Start of The data

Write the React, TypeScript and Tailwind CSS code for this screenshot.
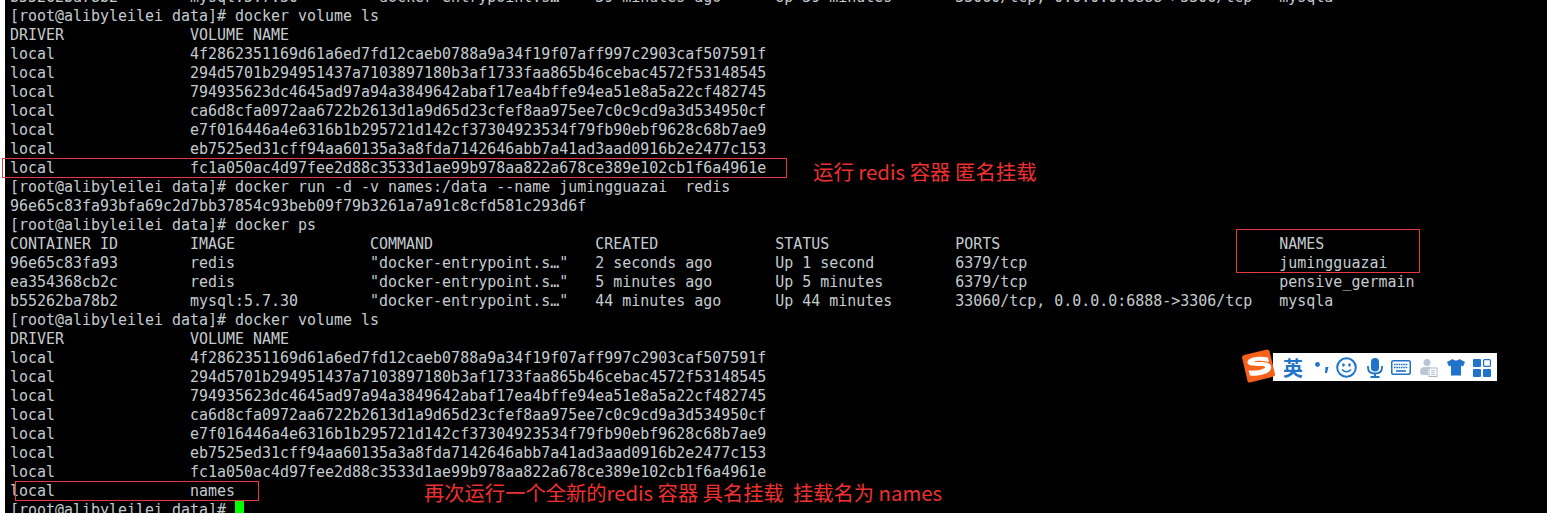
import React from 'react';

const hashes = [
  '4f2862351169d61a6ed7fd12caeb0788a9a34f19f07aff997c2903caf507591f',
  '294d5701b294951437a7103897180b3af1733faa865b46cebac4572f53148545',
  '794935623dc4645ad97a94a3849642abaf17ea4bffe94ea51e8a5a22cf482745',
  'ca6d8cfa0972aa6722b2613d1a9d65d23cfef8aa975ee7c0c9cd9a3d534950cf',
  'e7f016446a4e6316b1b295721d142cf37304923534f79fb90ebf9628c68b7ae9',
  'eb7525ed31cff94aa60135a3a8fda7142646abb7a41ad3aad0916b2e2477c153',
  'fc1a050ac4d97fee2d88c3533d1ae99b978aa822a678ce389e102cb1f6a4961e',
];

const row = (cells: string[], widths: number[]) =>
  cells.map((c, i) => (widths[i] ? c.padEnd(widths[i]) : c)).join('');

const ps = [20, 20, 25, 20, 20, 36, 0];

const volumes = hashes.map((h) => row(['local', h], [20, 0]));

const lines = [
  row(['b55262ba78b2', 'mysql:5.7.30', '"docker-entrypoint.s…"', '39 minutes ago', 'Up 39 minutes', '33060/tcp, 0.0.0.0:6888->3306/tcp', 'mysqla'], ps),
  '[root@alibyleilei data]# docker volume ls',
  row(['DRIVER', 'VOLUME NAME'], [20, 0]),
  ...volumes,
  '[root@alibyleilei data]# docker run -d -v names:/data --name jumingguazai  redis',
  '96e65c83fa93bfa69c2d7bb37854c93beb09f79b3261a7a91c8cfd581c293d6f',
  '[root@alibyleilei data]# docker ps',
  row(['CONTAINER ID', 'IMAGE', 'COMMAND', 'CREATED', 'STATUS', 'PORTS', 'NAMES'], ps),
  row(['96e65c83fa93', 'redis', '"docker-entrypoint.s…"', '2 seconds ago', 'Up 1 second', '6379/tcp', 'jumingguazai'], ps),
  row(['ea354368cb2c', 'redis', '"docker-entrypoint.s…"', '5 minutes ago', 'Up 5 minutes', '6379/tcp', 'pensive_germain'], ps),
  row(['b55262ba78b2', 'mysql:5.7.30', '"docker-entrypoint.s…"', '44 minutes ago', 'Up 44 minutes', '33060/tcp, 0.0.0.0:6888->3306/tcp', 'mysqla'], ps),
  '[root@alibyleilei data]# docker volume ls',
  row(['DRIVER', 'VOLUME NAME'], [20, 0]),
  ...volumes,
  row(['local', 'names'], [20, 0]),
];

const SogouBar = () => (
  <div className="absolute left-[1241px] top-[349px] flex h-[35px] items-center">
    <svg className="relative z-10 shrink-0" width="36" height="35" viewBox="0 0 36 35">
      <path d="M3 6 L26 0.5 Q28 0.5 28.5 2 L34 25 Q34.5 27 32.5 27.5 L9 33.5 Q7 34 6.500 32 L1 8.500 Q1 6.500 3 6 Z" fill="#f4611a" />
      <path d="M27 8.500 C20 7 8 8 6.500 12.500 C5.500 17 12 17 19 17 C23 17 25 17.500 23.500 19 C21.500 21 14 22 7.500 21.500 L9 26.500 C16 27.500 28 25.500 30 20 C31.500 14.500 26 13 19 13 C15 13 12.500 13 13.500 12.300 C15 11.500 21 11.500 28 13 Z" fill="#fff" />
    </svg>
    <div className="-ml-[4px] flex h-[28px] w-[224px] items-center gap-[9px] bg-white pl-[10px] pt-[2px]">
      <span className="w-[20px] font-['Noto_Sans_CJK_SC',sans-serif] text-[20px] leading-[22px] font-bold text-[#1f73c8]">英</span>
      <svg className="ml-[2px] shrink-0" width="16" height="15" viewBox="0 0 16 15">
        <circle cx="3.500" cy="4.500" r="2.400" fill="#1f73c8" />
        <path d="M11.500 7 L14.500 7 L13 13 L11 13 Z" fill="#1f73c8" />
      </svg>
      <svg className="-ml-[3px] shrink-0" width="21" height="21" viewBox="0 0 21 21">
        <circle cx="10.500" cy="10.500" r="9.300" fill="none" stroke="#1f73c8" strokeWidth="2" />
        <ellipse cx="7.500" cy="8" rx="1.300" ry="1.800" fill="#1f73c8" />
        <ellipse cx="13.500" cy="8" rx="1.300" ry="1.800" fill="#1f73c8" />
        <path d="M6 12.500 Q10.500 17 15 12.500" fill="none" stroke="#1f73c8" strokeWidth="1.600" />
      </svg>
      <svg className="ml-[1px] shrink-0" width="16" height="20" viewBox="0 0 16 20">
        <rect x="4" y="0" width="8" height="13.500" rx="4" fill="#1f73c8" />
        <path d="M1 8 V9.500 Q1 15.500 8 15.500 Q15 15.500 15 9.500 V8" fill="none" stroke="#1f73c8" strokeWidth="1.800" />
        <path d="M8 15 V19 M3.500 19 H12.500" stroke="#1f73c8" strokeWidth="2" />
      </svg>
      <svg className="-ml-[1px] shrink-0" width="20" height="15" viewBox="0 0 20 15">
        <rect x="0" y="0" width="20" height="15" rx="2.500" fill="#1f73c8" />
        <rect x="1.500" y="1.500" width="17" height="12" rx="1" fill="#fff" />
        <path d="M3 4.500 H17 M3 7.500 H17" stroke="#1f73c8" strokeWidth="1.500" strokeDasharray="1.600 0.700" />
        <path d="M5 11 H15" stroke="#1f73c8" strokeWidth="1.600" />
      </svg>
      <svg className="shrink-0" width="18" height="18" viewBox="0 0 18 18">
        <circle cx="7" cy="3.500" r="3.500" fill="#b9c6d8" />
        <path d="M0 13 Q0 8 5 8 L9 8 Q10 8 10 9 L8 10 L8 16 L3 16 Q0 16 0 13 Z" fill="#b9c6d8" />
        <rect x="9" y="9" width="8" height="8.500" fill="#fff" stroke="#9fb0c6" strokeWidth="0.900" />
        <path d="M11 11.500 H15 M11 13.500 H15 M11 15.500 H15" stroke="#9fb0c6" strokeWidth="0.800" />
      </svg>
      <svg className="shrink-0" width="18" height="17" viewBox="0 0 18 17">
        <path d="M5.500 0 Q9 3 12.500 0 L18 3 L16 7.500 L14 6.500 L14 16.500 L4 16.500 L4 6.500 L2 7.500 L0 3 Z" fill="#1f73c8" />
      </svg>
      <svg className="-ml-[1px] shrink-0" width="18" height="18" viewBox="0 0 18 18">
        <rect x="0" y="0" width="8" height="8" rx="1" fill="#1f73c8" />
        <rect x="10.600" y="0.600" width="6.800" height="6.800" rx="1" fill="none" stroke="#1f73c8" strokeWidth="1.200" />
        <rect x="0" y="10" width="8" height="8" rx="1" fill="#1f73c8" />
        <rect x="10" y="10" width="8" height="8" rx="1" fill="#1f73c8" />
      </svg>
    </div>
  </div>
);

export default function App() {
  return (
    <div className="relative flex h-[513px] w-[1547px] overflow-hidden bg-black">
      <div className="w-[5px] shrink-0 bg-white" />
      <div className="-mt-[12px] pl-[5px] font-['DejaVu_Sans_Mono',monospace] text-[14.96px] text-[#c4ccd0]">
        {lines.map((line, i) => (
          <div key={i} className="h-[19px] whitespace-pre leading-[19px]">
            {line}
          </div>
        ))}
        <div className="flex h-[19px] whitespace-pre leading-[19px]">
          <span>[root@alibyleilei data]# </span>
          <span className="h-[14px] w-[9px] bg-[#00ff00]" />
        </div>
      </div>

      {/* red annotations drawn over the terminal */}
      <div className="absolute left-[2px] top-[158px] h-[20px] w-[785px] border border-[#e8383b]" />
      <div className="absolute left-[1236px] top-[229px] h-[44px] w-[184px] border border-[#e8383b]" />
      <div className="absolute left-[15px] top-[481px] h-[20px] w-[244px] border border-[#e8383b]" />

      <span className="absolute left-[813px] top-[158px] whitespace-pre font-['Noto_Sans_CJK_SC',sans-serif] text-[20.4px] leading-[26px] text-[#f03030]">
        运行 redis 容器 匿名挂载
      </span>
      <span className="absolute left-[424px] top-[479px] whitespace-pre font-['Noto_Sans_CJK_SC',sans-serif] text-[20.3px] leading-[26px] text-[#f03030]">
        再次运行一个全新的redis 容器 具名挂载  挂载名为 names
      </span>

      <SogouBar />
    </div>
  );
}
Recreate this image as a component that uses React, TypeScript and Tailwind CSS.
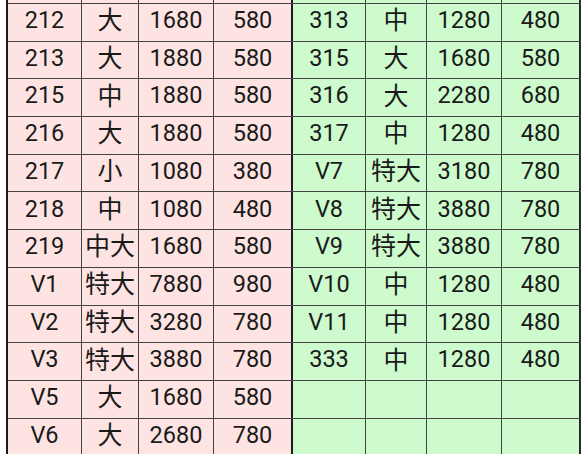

End of The data

Begin at the first line of the material and copy each line exactly through the one containing "import React from 'react';". Omit pictures.

Write the React, TypeScript and Tailwind CSS code for this screenshot.
import React from 'react';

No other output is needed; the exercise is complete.